The softer side of summer is here | Scottish Licensed Trade News

Scottish Licensed Trade News

The softer side of summer is here

Matching soft drinks with food, and focusing on quality presentation, can grow sales

Coke with blurred background

IT’S no secret that food has become a considerably more important part of the offer in many licensed premises over the past decade, and hand-in-hand with this has been the growing significance of soft and other non-alcoholic drinks.

From the smoking ban and lower drink drive limit through to the general trend towards healthier living, a range of factors has helped push soft drinks into a more prominent position in Scotland’s licensed premises.

“For a few years now we’ve talked about how operators should focus on the rise of the teetotal consumer,” said Simon Harrison, customer marketing director at Coca-Cola European Partners.

“The trend is particularly key for those looking to attract millennials, as nearly a quarter of under 24s in the UK are now choosing to not drink alcohol at all.”

And while even wet-led venues will be paying more attention to their soft drinks offer in 2018, it’s in those outlets where food is a significant part of the offer that soft drinks will really come to the fore.

According to Britvic, soft drinks feature in more than half of ‘with food’ occasions in the on-trade, with that share having grown in 2017.

And growing sales of soft drinks during the summer months can be relatively straightforward, said the firm.

Russell Goldman, commercial director, foodservice and licensed, at Britvic, advised operators to highlight their ranges as much as possible.

“It’s important to be aware that 72% of guests would order soft drinks specials if highlighted on the menus, so it’s key for operators to feature soft drinks more in food occasions,” said Goldman.

“80% of guests like staff to recommend drinks that complement their meal, so operators need to ensure staff are aware of which drinks go with the food types that are more typically eaten throughout this season, such as barbecued food, salads, etc.”

Adrian Troy, marketing director at Barr Soft Drinks, agreed with the importance of a high-profile display.

He said: “To drive visibility, we encourage outlets to ensure that they display their soft drinks prominently to let customers see the full range they stock and always include soft drinks on any menus.

“Make use of POS from suppliers, as it is proven to have a significant impact on sales.”

And Sophia Blawat, on-premise marketing manager at Red Bull UK, said making a brand more visible to customers “can increase sales by up to 18%, with seven out of ten consumers claiming visibility influences their purchase”.

The importance of visibility extends to the way outlets serve their soft drinks, and Troy, at AG Barr, said that customers are now looking for “an appealing, attractively-served drink”.

“This is very important as people buy with their eyes so if a drink looks good, they will be more tempted to buy,” said Troy.

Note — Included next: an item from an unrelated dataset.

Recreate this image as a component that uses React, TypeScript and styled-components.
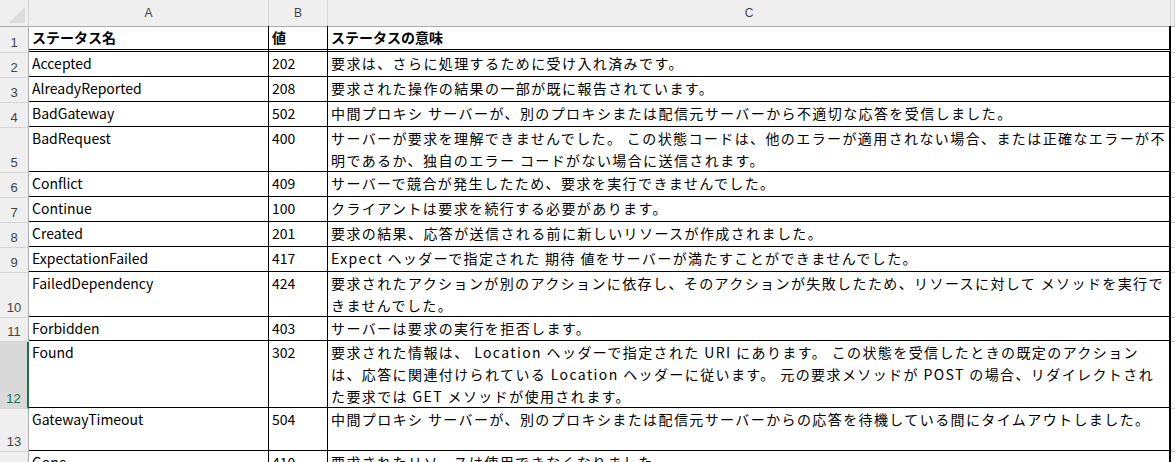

This was supported by Goldman at Britvic, who said the quality of serve is “key to encouraging customers to stay longer and return to your outlet so it’s very important to consider all year round, especially in summer”.

“And with 83% of consumers more likely to order a drink served in an exciting way if they saw it at another table, there is an opportunity to make great sales from soft drinks during the hot season,” he said.

The general trend towards more premium products is said to be as prevalent in soft drinks as it is in other categories, and so it’s important that licensees stock some premium soft drinks to encourage customers to trade up.

“We have found that many consumers are looking to trade up from the existing range of the most common pre-mixed soft drinks to something they perceive as a more premium product, particularly during the warmer summer months,” said Neil Lunn, UK trade marketing manager at soft drinks firm Supermalt.

But there’s no universal solution when it comes to soft drinks, warned Troy at AG Barr.

“When it comes to serving soft drinks in outlets, one size doesn’t fit all,” he said.

“The key is for operators to understand their customer base and to tailor their soft drinks offer accordingly.”

And with consumers more health-conscious than ever, low and no-sugar soft drinks are said to be increasingly popular in bars and pubs.

Goldman of Britvic said sales of this sub-category grew by £104m in 2017, but he stressed that “taste is still the leading factor” for customers when choosing healthier drinks. This was supported by Blawat at Red Bull, who said consumers rate “taste and health as the most important factors when choosing a drink to buy”.